Reproduce, character for character, the lines below from the first through the one with "const other = chars.length - kana;". Leave pictures out.

:: Raw data

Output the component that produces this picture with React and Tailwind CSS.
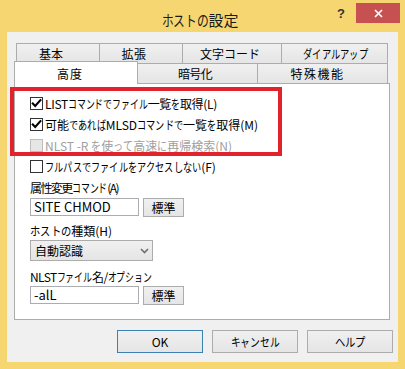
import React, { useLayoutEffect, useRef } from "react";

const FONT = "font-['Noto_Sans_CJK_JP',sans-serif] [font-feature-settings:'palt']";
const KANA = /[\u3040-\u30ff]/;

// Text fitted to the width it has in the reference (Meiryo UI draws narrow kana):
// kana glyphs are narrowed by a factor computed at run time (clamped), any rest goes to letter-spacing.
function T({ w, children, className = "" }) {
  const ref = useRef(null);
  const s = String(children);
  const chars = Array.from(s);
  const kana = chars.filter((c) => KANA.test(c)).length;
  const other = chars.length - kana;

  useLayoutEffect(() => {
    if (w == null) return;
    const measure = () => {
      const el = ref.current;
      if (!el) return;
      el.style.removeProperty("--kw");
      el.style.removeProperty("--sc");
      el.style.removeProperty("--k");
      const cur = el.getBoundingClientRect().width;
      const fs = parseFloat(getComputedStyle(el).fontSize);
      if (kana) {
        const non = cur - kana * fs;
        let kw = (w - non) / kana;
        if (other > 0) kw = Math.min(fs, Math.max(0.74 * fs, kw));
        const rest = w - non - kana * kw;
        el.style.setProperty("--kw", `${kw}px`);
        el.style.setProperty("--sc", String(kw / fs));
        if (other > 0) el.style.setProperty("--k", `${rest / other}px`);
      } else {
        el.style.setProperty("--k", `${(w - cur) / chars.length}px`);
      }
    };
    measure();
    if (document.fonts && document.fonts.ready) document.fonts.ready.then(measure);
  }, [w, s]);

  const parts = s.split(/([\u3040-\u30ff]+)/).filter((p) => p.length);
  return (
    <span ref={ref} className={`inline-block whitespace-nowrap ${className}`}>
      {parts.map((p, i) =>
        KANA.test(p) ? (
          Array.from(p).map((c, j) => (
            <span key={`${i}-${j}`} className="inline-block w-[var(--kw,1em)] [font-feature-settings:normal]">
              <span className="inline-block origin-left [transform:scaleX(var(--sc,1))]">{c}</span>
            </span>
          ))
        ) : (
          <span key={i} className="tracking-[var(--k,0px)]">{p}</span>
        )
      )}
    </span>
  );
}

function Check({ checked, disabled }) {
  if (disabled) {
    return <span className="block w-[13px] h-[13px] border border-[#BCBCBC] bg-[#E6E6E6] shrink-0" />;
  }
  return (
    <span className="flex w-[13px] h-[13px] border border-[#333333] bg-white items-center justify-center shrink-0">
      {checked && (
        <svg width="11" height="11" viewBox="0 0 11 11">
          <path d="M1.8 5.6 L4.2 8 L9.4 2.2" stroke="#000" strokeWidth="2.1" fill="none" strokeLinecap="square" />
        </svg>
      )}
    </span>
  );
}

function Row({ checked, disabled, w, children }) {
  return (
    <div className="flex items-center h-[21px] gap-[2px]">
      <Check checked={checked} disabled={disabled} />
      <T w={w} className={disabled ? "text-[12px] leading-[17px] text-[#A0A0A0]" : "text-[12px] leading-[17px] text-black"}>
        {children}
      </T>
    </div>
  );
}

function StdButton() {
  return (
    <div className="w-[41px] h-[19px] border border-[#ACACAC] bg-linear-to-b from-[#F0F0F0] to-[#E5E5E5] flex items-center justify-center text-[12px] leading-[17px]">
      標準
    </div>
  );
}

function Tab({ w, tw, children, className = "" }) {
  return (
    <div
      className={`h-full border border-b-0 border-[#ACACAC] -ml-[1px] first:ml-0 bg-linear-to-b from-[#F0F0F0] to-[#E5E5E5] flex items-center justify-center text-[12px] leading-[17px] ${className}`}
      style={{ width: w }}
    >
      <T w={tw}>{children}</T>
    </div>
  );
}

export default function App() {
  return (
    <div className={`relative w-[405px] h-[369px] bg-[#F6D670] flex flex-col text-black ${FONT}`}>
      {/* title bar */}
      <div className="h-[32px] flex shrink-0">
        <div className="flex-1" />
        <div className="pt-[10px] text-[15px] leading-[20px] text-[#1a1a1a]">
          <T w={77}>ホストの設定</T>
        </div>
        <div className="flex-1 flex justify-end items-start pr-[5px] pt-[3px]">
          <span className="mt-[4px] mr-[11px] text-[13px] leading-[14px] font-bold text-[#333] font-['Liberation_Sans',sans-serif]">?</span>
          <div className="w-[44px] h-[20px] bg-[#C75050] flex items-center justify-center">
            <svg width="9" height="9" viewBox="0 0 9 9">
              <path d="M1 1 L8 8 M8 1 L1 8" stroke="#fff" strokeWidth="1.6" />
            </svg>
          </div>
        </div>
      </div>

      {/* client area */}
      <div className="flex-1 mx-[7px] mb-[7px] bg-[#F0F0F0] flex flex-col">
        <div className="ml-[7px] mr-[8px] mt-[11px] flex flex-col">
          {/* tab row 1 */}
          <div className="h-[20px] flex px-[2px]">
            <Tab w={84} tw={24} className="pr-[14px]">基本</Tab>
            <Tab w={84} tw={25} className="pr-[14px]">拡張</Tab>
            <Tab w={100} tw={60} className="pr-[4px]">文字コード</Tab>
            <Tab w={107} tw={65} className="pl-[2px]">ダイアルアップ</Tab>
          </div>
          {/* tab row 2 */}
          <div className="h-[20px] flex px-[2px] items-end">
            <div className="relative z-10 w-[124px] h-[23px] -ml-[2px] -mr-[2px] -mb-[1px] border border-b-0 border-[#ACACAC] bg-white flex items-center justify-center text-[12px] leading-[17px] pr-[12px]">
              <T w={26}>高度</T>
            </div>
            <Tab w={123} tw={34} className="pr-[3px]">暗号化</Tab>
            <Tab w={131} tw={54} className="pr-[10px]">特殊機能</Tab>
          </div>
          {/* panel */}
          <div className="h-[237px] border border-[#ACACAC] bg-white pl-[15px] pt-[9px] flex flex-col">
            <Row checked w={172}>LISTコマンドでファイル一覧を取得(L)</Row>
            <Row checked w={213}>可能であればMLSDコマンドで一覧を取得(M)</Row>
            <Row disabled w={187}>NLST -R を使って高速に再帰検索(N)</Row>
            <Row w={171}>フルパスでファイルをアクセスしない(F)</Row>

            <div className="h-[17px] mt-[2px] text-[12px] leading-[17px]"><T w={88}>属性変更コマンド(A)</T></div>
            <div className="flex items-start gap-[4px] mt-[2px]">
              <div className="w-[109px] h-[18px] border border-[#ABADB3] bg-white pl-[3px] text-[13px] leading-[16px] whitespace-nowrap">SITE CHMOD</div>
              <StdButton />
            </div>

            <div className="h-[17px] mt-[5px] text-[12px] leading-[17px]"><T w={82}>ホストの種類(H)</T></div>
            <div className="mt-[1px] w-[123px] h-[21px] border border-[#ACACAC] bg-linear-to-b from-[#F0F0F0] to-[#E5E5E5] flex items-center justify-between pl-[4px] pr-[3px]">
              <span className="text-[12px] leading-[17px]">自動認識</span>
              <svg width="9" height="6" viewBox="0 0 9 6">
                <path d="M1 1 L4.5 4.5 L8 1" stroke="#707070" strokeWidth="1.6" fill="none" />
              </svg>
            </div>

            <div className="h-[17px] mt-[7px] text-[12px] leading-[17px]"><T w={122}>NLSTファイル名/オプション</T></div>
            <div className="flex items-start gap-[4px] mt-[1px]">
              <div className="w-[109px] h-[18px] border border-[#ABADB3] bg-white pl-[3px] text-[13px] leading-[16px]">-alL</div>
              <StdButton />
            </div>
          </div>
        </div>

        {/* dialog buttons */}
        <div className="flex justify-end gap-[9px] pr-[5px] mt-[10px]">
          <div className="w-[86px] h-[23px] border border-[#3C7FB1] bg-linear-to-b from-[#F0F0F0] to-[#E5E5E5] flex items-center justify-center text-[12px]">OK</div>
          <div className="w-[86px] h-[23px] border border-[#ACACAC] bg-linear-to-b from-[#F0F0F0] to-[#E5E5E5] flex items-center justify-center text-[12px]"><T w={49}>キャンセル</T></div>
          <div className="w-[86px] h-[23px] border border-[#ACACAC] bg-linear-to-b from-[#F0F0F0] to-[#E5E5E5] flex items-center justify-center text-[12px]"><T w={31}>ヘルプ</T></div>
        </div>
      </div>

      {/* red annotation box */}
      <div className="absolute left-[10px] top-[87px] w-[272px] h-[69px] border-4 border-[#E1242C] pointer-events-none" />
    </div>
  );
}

::::

**Solution to this task**
Output the component that produces this picture with React and Tailwind CSS.
import React, { useLayoutEffect, useRef } from "react";

const FONT = "font-['Noto_Sans_CJK_JP',sans-serif] [font-feature-settings:'palt']";
const KANA = /[\u3040-\u30ff]/;

// Text fitted to the width it has in the reference (Meiryo UI draws narrow kana):
// kana glyphs are narrowed by a factor computed at run time (clamped), any rest goes to letter-spacing.
function T({ w, children, className = "" }) {
  const ref = useRef(null);
  const s = String(children);
  const chars = Array.from(s);
  const kana = chars.filter((c) => KANA.test(c)).length;
  const other = chars.length - kana;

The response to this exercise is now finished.